On 30 April 2015 at 09:37, Chris Green cl@isbd.net wrote:
However, at this point I fail to see what difference it makes compared with simply having all the devices on the same subnet. You just have the added complication of having to setup the IP aliases on the single network card.
I'm sure we're talking at cross purposes here.
The "standard" option for making use of multiple WAN connections, as implemented in (eg) a Draytek router, is that (a) each WAN connection is a distinct physical port (on my Draytek that's an ADSL port, a standard network port and a USB port for a 3G dongle), (b) each interface is on a different subnet, (c) the LAN is connected to separate LAN port(s), utilising the router as the default gateway, (d) the router routes traffic out of whichever WAN port it decides is most appropriate based on load, failover, any specific defined rules, etc.
The only question I'm trying to answer here is why doea this setup require different physical ports on separate networks, rather than virtual ports on the same network.
What advantages would using the same physical network confer?

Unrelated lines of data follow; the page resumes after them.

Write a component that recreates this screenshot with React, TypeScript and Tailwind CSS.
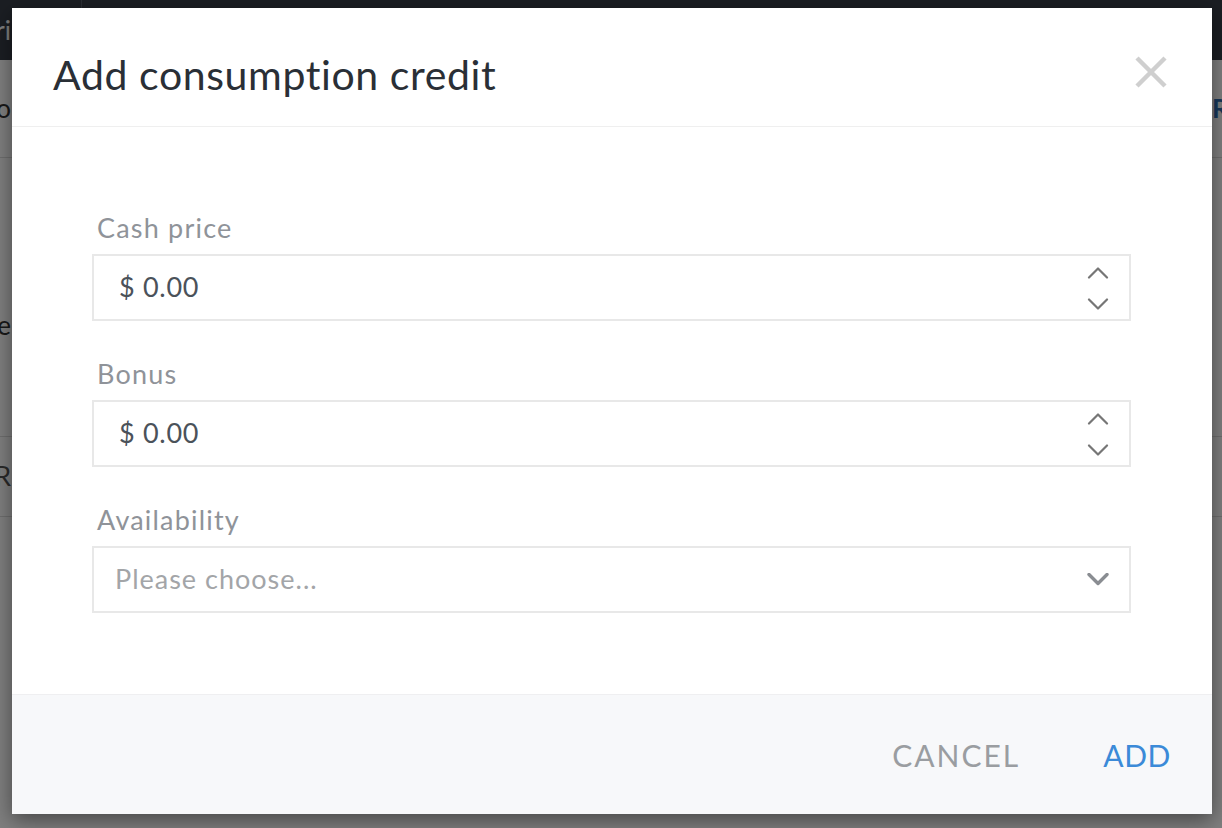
import React from 'react';

const font = { fontFamily: 'Lato, "Noto Sans", sans-serif' };

const Chevron: React.FC<{ dir: 'up' | 'down'; bold?: boolean }> = ({ dir, bold }) => (
  <svg width="22" height="13" viewBox="0 0 22 13" fill="none">
    <path
      d={dir === 'up' ? 'M2 11.5L11 2.5L20 11.5' : 'M2 1.5L11 10.5L20 1.5'}
      stroke={bold ? '#8a8d92' : '#767676'}
      strokeWidth={bold ? 3.4 : 2.2}
      strokeLinecap="round"
      strokeLinejoin="round"
    />
  </svg>
);

const MoneyField: React.FC<{ label: string }> = ({ label }) => (
  <div className="flex flex-col">
    <label className="pl-[5px] text-[27px] leading-[32px] tracking-[1.2px] text-[#8f9399] mb-[10px]">{label}</label>
    <div className="h-[67px] border-2 border-[#e8e8e8] flex items-center justify-between pl-[25px] pr-[20px]">
      <span className="text-[27px] tracking-[0.7px] text-[#4b525a]">$ 0.00</span>
      <div className="flex flex-col gap-[19px] pt-[2px]">
        <Chevron dir="up" />
        <Chevron dir="down" />
      </div>
    </div>
  </div>
);

// text that sticks out at the left edge of the page
const Edge: React.FC<{ children: React.ReactNode; className?: string }> = ({ children, className }) => (
  <div className="w-[11px] shrink-0 flex justify-end whitespace-nowrap">
    <span className={className}>{children}</span>
  </div>
);

export default function App() {
  return (
    <div className="relative w-[1222px] h-[828px] overflow-hidden bg-white" style={font}>
      {/* page behind the dialog */}
      <div className="flex flex-col h-full">
        <div className="h-[60px] bg-[#363c46] flex items-center">
          <div className="w-[82px] h-full border-r border-[#555b66] flex items-center">
            <Edge className="text-white text-[26px]">Pri</Edge>
          </div>
        </div>
        <div className="h-[98px] flex items-center justify-between border-b border-[#dddddd]">
          <Edge className="text-[26px] text-[#333]">Info</Edge>
          <div className="w-[10px] shrink-0 whitespace-nowrap">
            <span className="text-[26px] font-bold text-[#2f6fb5]">REFUND</span>
          </div>
        </div>
        <div className="h-[279px] flex items-center pt-[56px] border-b border-[#dddddd]">
          <Edge className="text-[26px] text-[#333]">Name</Edge>
        </div>
        <div className="h-[80px] flex items-center border-b border-[#dddddd]">
          <Edge className="text-[26px] text-[#555]">PR</Edge>
        </div>
      </div>

      {/* overlay */}
      <div className="absolute inset-0 bg-[rgba(0,0,0,0.5)]" />

      {/* dialog */}
      <div className="absolute left-[12px] top-[8px] w-[1200px] h-[806px] bg-white flex flex-col shadow-[0_6px_20px_rgba(0,0,0,0.45)]">
        <div className="h-[119px] shrink-0 border-b border-[#efefef] flex items-center justify-between pl-[41px] pr-[44px] pt-[17px]">
          <h1 className="text-[41px] text-[#2a2f36] tracking-[0.6px] pb-[2px]">Add consumption credit</h1>
          <svg width="34" height="34" viewBox="0 0 34 34" className="mb-[8px]">
            <path d="M3 3L31 31M31 3L3 31" stroke="#cfcfcf" strokeWidth="4.5" />
          </svg>
        </div>

        <div className="flex-1 pt-[85px] pl-[80px] pr-[81px] flex flex-col gap-[37px]">
          <MoneyField label="Cash price" />
          <MoneyField label="Bonus" />
          <div className="flex flex-col">
            <label className="pl-[5px] text-[27px] leading-[32px] tracking-[1.2px] text-[#8f9399] mb-[10px]">Availability</label>
            <div className="h-[67px] border-2 border-[#e8e8e8] flex items-center justify-between pl-[21px] pr-[20px]">
              <span className="text-[27px] tracking-[1px] text-[#a3a5a8]">Please choose...</span>
              <Chevron dir="down" bold />
            </div>
          </div>
        </div>

        <div className="h-[120px] shrink-0 bg-[#f7f8fa] border-t border-[#efeff1] flex items-center justify-end pr-[41px] gap-[83px]">
          <button className="text-[30px] text-[#9a9da1] tracking-[2px] pt-[2px]">CANCEL</button>
          <button className="text-[30px] text-[#3b8ad8] tracking-[0.6px] pt-[2px]">ADD</button>
        </div>
      </div>
    </div>
  );
}
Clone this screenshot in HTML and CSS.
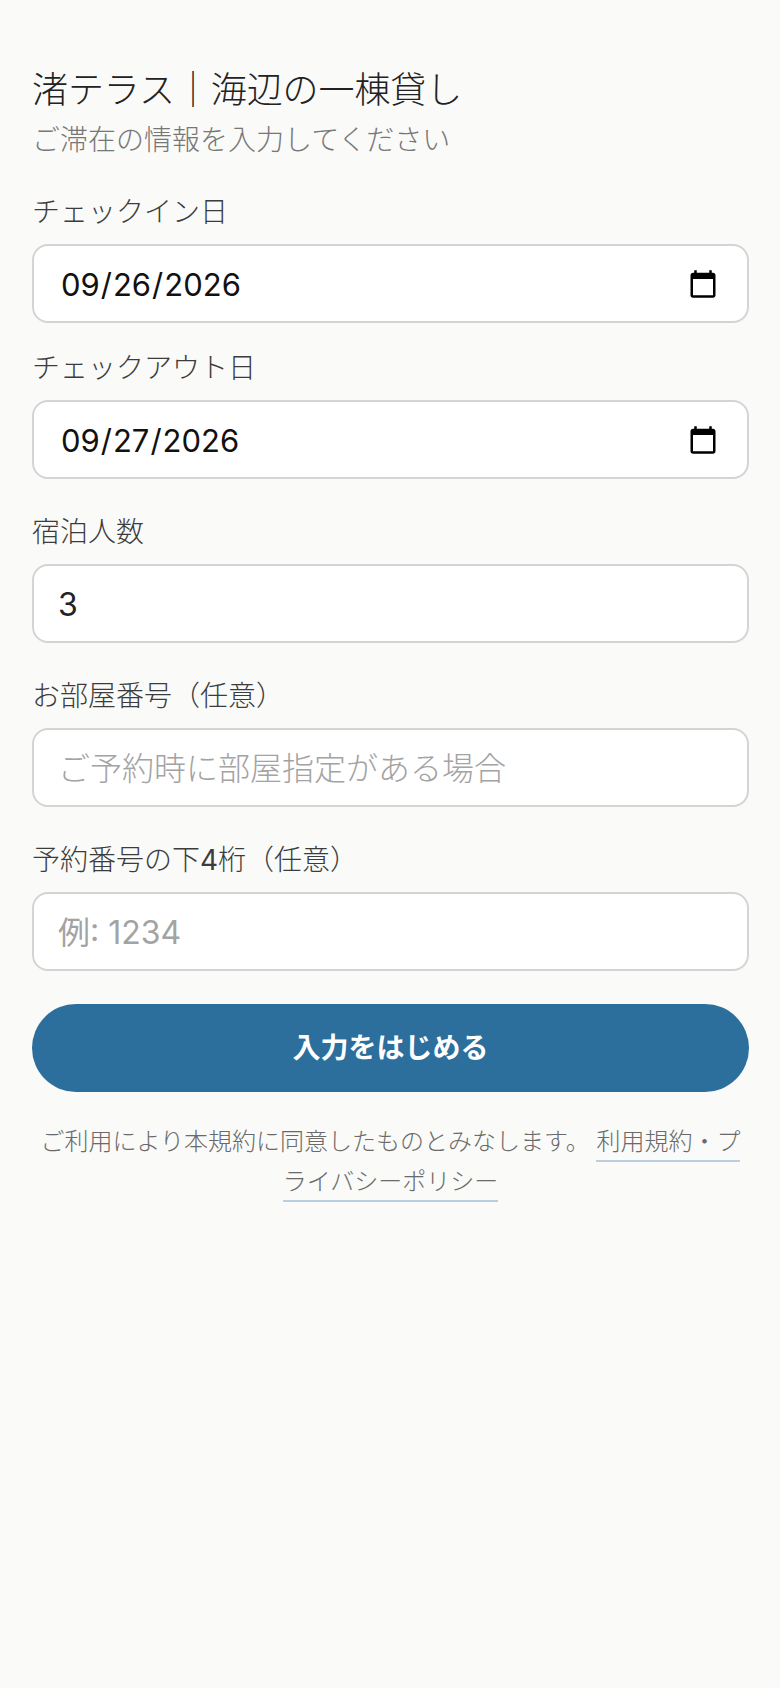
FILE: index.html
```html
<!DOCTYPE html>
<html lang="ja">
<head>
  <meta charset="UTF-8">
  <meta name="viewport" content="width=device-width, initial-scale=1.0">
  <title>渚テラス｜海辺の一棟貸し</title>
  <link rel="stylesheet" href="styles.css">
</head>
<body>
  <main class="container">
    <h1 class="title">渚テラス｜海辺の一棟貸し</h1>
    <p class="subtitle">ご滞在の情報を入力してください</p>
    <form id="stay-form">
      <div class="form-group form-group-date">
        <label for="checkin">チェックイン日</label>
        <input type="date" id="checkin" value="2026-09-26">
      </div>
      <div class="form-group">
        <label for="checkout">チェックアウト日</label>
        <input type="date" id="checkout" value="2026-09-27">
      </div>
      <div class="form-group">
        <label for="guests">宿泊人数</label>
        <input type="number" id="guests" value="3">
      </div>
      <div class="form-group">
        <label for="room">お部屋番号（任意）</label>
        <input type="text" id="room" placeholder="ご予約時に部屋指定がある場合">
      </div>
      <div class="form-group">
        <label for="booking">予約番号の下<span class="digit">4</span>桁（任意）</label>
        <input type="text" id="booking" placeholder="例: 1234">
      </div>
      <button type="submit">入力をはじめる</button>
    </form>
    <p class="terms">ご利用により本規約に同意したものとみなします。 <a href="#">利用規約・プライバシーポリシー</a></p>
  </main>
</body>
</html>
```

FILE: styles.css
```css
body {
  font-family: "Inter", "Noto Sans CJK JP", sans-serif;
  margin: 0;
  padding: 0;
  background-color: #fafaf8;
}
.container {
  padding: 66px 31px 0 32px;
}
.title {
  margin: 0;
  font-size: 36px;
  line-height: 48px;
  font-weight: 300;
  color: #222;
  letter-spacing: -0.1px;
}
.subtitle {
  margin: 4px 0 30px;
  font-size: 28px;
  line-height: 44px;
  font-weight: 300;
  color: #777;
}
.form-group {
  margin-bottom: 33px;
}
.form-group-date {
  margin-bottom: 25px;
}
.form-group label {
  display: block;
  margin-bottom: 12px;
  font-size: 28px;
  line-height: 40px;
  font-weight: 300;
  color: #3c3c3c;
}
.form-group label .digit {
  font-weight: 400;
}
.form-group input {
  display: block;
  box-sizing: border-box;
  width: 100%;
  height: 79px;
  padding: 2px 24px 0;
  border: 2px solid #d4d4d4;
  border-radius: 16px;
  background-color: white;
  font-family: inherit;
  font-size: 32px;
  color: #222;
  outline: none;
  appearance: none;
}
.form-group input[type="date"] {
  padding: 2px 26px 0;
  font-size: 31px;
  color: #111;
}
.form-group input::placeholder {
  color: #a3a3a3;
  opacity: 1;
  font-weight: 300;
}
.form-group #booking::placeholder {
  font-weight: 400;
}
.form-group input::-webkit-calendar-picker-indicator {
  width: 32px;
  height: 32px;
  padding: 0;
  margin: 0 2px 0 0;
}
button {
  display: block;
  width: 100%;
  height: 88px;
  margin-top: 25px;
  padding: 0 0 4px;
  border: none;
  border-radius: 44px;
  background-color: #2c6e9c;
  color: white;
  font-family: inherit;
  font-size: 28px;
  font-weight: 700;
}
.terms {
  margin: 30px 0 0;
  text-align: center;
  font-size: 24px;
  line-height: 40px;
  font-weight: 300;
  color: #6a6a6a;
}
.terms a {
  color: #6a6a6a;
  text-decoration: none;
  border-bottom: 2px solid #b9cfdf;
  padding-bottom: 4px;
}
```
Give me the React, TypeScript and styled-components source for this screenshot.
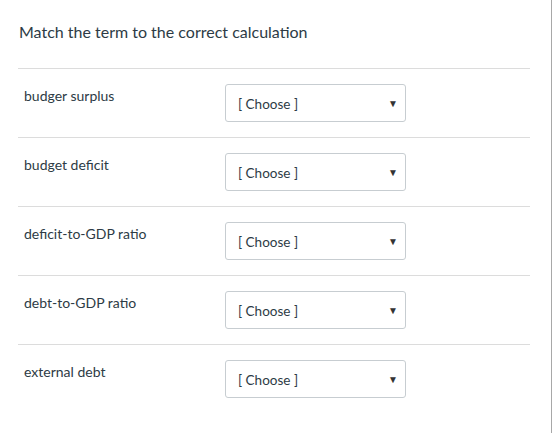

Reason why this might be useful (and why I was thinking about it): Simpler hardware for the "box" (just one physical interface required so something like a Pi could handle it). Simpler cabling (the ADSL routers don't all need to be in one location and "behind" the "box"). It means that the number of WAN's a router can support is not limited by having to have a separate physical port for each one.
Yes, but, as I say above, what have you gained?
Er, what I just listed? If I want to set up a router using (eg) a Pi, then requiring a physical interface per network makes it a non-starter. Much simpler cabling is a bonus (although not critical).
So there still needs to be some sort of load balancing/decision making in the router which is specified as the gateway for all the connected systems.
Absolutely, that's what the router is for!
I can see no advantage over:-
192.168.1.1 - 'master' router, is the gateway and does DHCP 192.168.1.2 - router A, fixed IP, no DHCP 192.168.1.3 - router B, fixed IP, no DHCP 192.168.1.3 - router C, fixed IP, no DHCP ... ... 192.168.1.x - system(s) assigned IP by master router ...
The routing/load balancing algorithm in the master router sends packets out via its own external interface or off to one of the other
Agreed, that was the secondary part of my question (whether all WAN connections needed to be on different subnets). But either way the point is: can any of this work in reality? There is surely a reason why routers expect to have a separate physical port per WAN, when a relatively simple mod would allow multiple WANs to be supported on a single physical interface if the above is true. But if there is such a reason, what is it?